Hmm, so i just checked and the speedup is partially due to the different warmup procedure. For data consisting of only the first 224 days, “my” warmup takes 2m23s+27s=3m, while the regular warmup takes 15m14s+6m11s=21m. On top, the regular warmup scales much worse, or rather “my” warmup retains its performance for longer.
Edit: Further tests reveal that a lot can be gained for the regular warmup by (also) using a dense metric, yielding times of 5m56s+42s=6m38s for the above data.
No, this is/was wholly an artifact of the bug in the R script. For the figure above I pulled the fit from github.
@wds15 the Adjoint ODE solver finished sampling in ~43h:
All 4 chains finished successfully.
Mean chain execution time: 142145.5 seconds.
Total execution time: 153755.4 seconds.
Warning: 1 of 4000 (0.0%) transitions ended with a divergence.

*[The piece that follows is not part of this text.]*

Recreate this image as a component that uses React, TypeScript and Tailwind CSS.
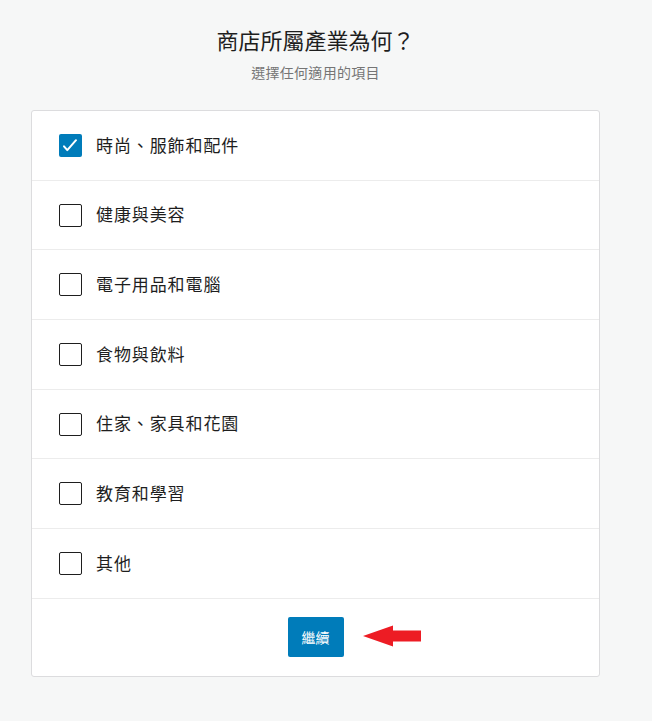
import { useState } from 'react'

const industries = [
  '時尚、服飾和配件',
  '健康與美容',
  '電子用品和電腦',
  '食物與飲料',
  '住家、家具和花園',
  '教育和學習',
  '其他',
]

function Checkbox({ checked }: { checked: boolean }) {
  if (checked) {
    return (
      <span className="flex h-[23px] w-[23px] shrink-0 items-center justify-center rounded-[2px] bg-[#007cba]">
        <svg width="23" height="23" viewBox="0 0 23 23" fill="none">
          <path d="M5 12.3l3.3 3.8L17 6.2" stroke="#fff" strokeWidth="2" strokeLinecap="round" strokeLinejoin="round" />
        </svg>
      </span>
    )
  }
  return <span className="h-[23px] w-[23px] shrink-0 rounded-[2px] border border-[#1e1e1e] bg-white" />
}

export default function App() {
  const [selected, setSelected] = useState<string[]>(['時尚、服飾和配件'])

  function toggle(name: string) {
    setSelected(prev => prev.includes(name) ? prev.filter(n => n !== name) : [...prev, name])
  }

  return (
    <div
      className="min-h-screen bg-[#f6f7f7] text-[#1e1e1e]"
      style={{ fontFamily: '"Noto Sans", "Noto Sans CJK TC", sans-serif' }}
    >
      <div className="w-[569px] ml-[31px] pt-[26px]">
        <h1 className="text-center text-[22px] leading-[28px] font-normal text-[#1e1e1e]">商店所屬產業為何？</h1>
        <p className="mt-[9px] text-center text-[14px] leading-[20px] tracking-[0.3px] text-[#757575]">選擇任何適用的項目</p>

        <div className="mt-[27px] rounded-[3px] border border-[#dcdcde] bg-white">
          {industries.map(name => (
            <label
              key={name}
              onClick={() => toggle(name)}
              className="flex h-[69.7px] cursor-pointer items-center border-b border-[#ececec] pl-[27px]"
            >
              <Checkbox checked={selected.includes(name)} />
              <span className="ml-[14px] text-[17px] tracking-[0.9px] text-[#1e1e1e]">{name}</span>
            </label>
          ))}
          <div className="flex h-[77px] items-center justify-center">
            <div className="relative">
              <button className="h-[40px] w-[56px] rounded-[2px] bg-[#007cba] text-[14px] text-white">繼續</button>
              <svg
                className="absolute left-full top-[8px] ml-[19px]"
                width="58"
                height="22"
                viewBox="0 0 58 22"
              >
                <polygon points="0,11 30,0.5 30,5.5 58,5.5 58,16.5 30,16.5 30,21.5" fill="#ed1c24" />
              </svg>
            </div>
          </div>
        </div>
      </div>
    </div>
  )
}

This may indicate insufficient exploration of the posterior distribution.
Possible remedies include:
* Increasing adapt_delta closer to 1 (default is 0.8)

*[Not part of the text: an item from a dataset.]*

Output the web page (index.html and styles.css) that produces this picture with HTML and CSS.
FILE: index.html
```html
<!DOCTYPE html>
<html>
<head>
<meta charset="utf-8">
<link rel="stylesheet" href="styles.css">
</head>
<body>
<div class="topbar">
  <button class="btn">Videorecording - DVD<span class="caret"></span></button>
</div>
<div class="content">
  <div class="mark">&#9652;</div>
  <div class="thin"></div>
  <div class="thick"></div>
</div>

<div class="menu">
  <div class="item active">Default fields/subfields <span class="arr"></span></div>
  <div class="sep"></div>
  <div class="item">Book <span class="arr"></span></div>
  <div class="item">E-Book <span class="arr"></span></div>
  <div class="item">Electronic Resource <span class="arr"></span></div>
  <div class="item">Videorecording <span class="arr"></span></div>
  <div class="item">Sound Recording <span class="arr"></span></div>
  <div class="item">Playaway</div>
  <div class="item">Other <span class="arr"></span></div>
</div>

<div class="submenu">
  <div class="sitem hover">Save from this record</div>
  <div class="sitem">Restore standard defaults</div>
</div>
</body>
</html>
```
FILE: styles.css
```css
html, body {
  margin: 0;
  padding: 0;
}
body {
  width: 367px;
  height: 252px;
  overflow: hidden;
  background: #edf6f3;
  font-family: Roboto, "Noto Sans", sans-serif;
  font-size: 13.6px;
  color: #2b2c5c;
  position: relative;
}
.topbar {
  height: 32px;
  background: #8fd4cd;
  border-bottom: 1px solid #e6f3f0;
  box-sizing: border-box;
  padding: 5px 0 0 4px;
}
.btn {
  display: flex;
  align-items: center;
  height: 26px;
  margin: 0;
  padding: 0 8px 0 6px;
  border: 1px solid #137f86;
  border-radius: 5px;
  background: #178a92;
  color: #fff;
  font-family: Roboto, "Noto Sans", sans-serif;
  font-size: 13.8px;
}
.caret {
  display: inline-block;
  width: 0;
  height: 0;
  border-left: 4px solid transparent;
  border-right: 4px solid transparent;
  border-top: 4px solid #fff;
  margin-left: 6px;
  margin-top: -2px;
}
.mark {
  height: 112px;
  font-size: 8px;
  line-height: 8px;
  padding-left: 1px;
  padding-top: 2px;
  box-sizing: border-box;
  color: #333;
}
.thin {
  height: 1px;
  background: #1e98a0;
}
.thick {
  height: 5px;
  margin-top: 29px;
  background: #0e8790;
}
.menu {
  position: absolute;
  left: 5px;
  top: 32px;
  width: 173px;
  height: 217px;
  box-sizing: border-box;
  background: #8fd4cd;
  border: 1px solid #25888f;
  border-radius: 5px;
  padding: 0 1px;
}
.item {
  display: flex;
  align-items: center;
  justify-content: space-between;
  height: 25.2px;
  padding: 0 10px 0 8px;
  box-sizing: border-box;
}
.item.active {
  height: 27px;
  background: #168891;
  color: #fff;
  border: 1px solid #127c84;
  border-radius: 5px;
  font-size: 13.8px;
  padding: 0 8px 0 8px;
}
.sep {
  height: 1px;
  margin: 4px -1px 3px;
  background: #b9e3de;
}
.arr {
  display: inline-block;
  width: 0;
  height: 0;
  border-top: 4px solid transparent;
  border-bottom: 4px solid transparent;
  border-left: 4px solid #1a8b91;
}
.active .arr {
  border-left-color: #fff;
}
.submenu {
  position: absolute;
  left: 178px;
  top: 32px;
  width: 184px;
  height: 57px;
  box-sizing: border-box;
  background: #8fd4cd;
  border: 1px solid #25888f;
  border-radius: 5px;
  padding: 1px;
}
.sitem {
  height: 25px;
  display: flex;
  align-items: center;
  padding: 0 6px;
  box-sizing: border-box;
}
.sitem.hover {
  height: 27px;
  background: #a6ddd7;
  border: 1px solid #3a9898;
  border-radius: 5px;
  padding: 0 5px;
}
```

* Reparameterizing the model (e.g. using a non-centered parameterization)
* Using informative or weakly informative prior distributions
3999 of 4000 (100.0%) transitions hit the maximum treedepth limit of 10 or 2^10-1 leapfrog steps.
Trajectories that are prematurely terminated due to this limit will result in slow exploration.
Increasing the max_treedepth limit can avoid this at the expense of more computation.
If increasing max_treedepth does not remove warnings, try to reparameterize the model.